# What you are asked to do:
Give back the full material, exactly as it reads.

# Material:
________________________

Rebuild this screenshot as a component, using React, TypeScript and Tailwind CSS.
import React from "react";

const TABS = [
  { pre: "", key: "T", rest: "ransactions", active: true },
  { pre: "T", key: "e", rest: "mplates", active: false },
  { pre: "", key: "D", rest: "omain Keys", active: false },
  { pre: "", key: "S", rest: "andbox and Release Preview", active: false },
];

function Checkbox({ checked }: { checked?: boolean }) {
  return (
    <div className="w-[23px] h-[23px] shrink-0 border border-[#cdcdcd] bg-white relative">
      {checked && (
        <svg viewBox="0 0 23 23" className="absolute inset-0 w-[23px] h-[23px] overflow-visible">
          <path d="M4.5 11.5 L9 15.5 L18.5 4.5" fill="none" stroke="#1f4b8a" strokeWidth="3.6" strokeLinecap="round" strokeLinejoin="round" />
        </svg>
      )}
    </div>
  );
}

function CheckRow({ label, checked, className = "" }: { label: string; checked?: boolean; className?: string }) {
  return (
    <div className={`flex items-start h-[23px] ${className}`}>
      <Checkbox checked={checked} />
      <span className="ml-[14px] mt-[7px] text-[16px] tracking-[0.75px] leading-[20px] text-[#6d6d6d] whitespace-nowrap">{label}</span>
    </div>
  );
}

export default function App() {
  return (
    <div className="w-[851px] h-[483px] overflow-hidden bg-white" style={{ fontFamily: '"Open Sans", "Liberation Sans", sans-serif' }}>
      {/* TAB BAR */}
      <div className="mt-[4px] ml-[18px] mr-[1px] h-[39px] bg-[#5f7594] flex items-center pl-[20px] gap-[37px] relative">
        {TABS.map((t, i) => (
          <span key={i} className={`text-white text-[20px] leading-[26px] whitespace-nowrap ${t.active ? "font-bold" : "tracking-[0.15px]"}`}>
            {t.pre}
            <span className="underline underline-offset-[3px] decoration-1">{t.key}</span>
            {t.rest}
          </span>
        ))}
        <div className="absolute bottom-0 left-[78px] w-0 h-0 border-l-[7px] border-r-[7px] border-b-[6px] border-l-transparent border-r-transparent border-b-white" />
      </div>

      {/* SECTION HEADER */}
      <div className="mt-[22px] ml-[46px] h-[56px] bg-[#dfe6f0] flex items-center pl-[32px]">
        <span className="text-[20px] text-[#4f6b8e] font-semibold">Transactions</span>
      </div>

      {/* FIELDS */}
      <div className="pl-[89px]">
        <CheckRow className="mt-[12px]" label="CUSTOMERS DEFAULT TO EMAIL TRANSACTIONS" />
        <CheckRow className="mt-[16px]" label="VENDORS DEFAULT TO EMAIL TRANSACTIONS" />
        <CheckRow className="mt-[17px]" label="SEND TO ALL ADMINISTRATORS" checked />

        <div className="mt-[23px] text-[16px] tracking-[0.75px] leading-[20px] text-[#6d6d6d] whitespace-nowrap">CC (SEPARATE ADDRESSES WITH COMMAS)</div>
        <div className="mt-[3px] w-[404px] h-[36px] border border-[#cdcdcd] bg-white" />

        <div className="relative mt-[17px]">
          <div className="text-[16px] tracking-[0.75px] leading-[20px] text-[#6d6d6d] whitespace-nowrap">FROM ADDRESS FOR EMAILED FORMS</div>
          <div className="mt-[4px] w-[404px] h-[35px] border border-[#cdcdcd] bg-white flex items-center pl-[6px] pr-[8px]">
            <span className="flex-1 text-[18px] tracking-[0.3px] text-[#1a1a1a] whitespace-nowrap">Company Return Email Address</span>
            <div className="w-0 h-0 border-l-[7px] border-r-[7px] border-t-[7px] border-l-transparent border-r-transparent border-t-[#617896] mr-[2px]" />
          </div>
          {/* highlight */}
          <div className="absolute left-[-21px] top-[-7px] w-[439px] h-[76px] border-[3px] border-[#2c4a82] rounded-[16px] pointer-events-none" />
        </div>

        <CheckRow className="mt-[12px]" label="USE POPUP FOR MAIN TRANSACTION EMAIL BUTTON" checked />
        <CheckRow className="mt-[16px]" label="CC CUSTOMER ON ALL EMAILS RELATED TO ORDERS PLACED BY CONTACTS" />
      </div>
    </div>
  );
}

________________________

# Solution below:
Rebuild this screenshot as a component, using React, TypeScript and Tailwind CSS.
import React from "react";

const TABS = [
  { pre: "", key: "T", rest: "ransactions", active: true },
  { pre: "T", key: "e", rest: "mplates", active: false },
  { pre: "", key: "D", rest: "omain Keys", active: false },
  { pre: "", key: "S", rest: "andbox and Release Preview", active: false },
];

function Checkbox({ checked }: { checked?: boolean }) {
  return (
    <div className="w-[23px] h-[23px] shrink-0 border border-[#cdcdcd] bg-white relative">
      {checked && (
        <svg viewBox="0 0 23 23" className="absolute inset-0 w-[23px] h-[23px] overflow-visible">
          <path d="M4.5 11.5 L9 15.5 L18.5 4.5" fill="none" stroke="#1f4b8a" strokeWidth="3.6" strokeLinecap="round" strokeLinejoin="round" />
        </svg>
      )}
    </div>
  );
}

function CheckRow({ label, checked, className = "" }: { label: string; checked?: boolean; className?: string }) {
  return (
    <div className={`flex items-start h-[23px] ${className}`}>
      <Checkbox checked={checked} />
      <span className="ml-[14px] mt-[7px] text-[16px] tracking-[0.75px] leading-[20px] text-[#6d6d6d] whitespace-nowrap">{label}</span>
    </div>
  );
}

export default function App() {
  return (
    <div className="w-[851px] h-[483px] overflow-hidden bg-white" style={{ fontFamily: '"Open Sans", "Liberation Sans", sans-serif' }}>
      {/* TAB BAR */}
      <div className="mt-[4px] ml-[18px] mr-[1px] h-[39px] bg-[#5f7594] flex items-center pl-[20px] gap-[37px] relative">
        {TABS.map((t, i) => (
          <span key={i} className={`text-white text-[20px] leading-[26px] whitespace-nowrap ${t.active ? "font-bold" : "tracking-[0.15px]"}`}>
            {t.pre}
            <span className="underline underline-offset-[3px] decoration-1">{t.key}</span>
            {t.rest}
          </span>
        ))}
        <div className="absolute bottom-0 left-[78px] w-0 h-0 border-l-[7px] border-r-[7px] border-b-[6px] border-l-transparent border-r-transparent border-b-white" />
      </div>

      {/* SECTION HEADER */}
      <div className="mt-[22px] ml-[46px] h-[56px] bg-[#dfe6f0] flex items-center pl-[32px]">
        <span className="text-[20px] text-[#4f6b8e] font-semibold">Transactions</span>
      </div>

      {/* FIELDS */}
      <div className="pl-[89px]">
        <CheckRow className="mt-[12px]" label="CUSTOMERS DEFAULT TO EMAIL TRANSACTIONS" />
        <CheckRow className="mt-[16px]" label="VENDORS DEFAULT TO EMAIL TRANSACTIONS" />
        <CheckRow className="mt-[17px]" label="SEND TO ALL ADMINISTRATORS" checked />

        <div className="mt-[23px] text-[16px] tracking-[0.75px] leading-[20px] text-[#6d6d6d] whitespace-nowrap">CC (SEPARATE ADDRESSES WITH COMMAS)</div>
        <div className="mt-[3px] w-[404px] h-[36px] border border-[#cdcdcd] bg-white" />

        <div className="relative mt-[17px]">
          <div className="text-[16px] tracking-[0.75px] leading-[20px] text-[#6d6d6d] whitespace-nowrap">FROM ADDRESS FOR EMAILED FORMS</div>
          <div className="mt-[4px] w-[404px] h-[35px] border border-[#cdcdcd] bg-white flex items-center pl-[6px] pr-[8px]">
            <span className="flex-1 text-[18px] tracking-[0.3px] text-[#1a1a1a] whitespace-nowrap">Company Return Email Address</span>
            <div className="w-0 h-0 border-l-[7px] border-r-[7px] border-t-[7px] border-l-transparent border-r-transparent border-t-[#617896] mr-[2px]" />
          </div>
          {/* highlight */}
          <div className="absolute left-[-21px] top-[-7px] w-[439px] h-[76px] border-[3px] border-[#2c4a82] rounded-[16px] pointer-events-none" />
        </div>

        <CheckRow className="mt-[12px]" label="USE POPUP FOR MAIN TRANSACTION EMAIL BUTTON" checked />
        <CheckRow className="mt-[16px]" label="CC CUSTOMER ON ALL EMAILS RELATED TO ORDERS PLACED BY CONTACTS" />
      </div>
    </div>
  );
}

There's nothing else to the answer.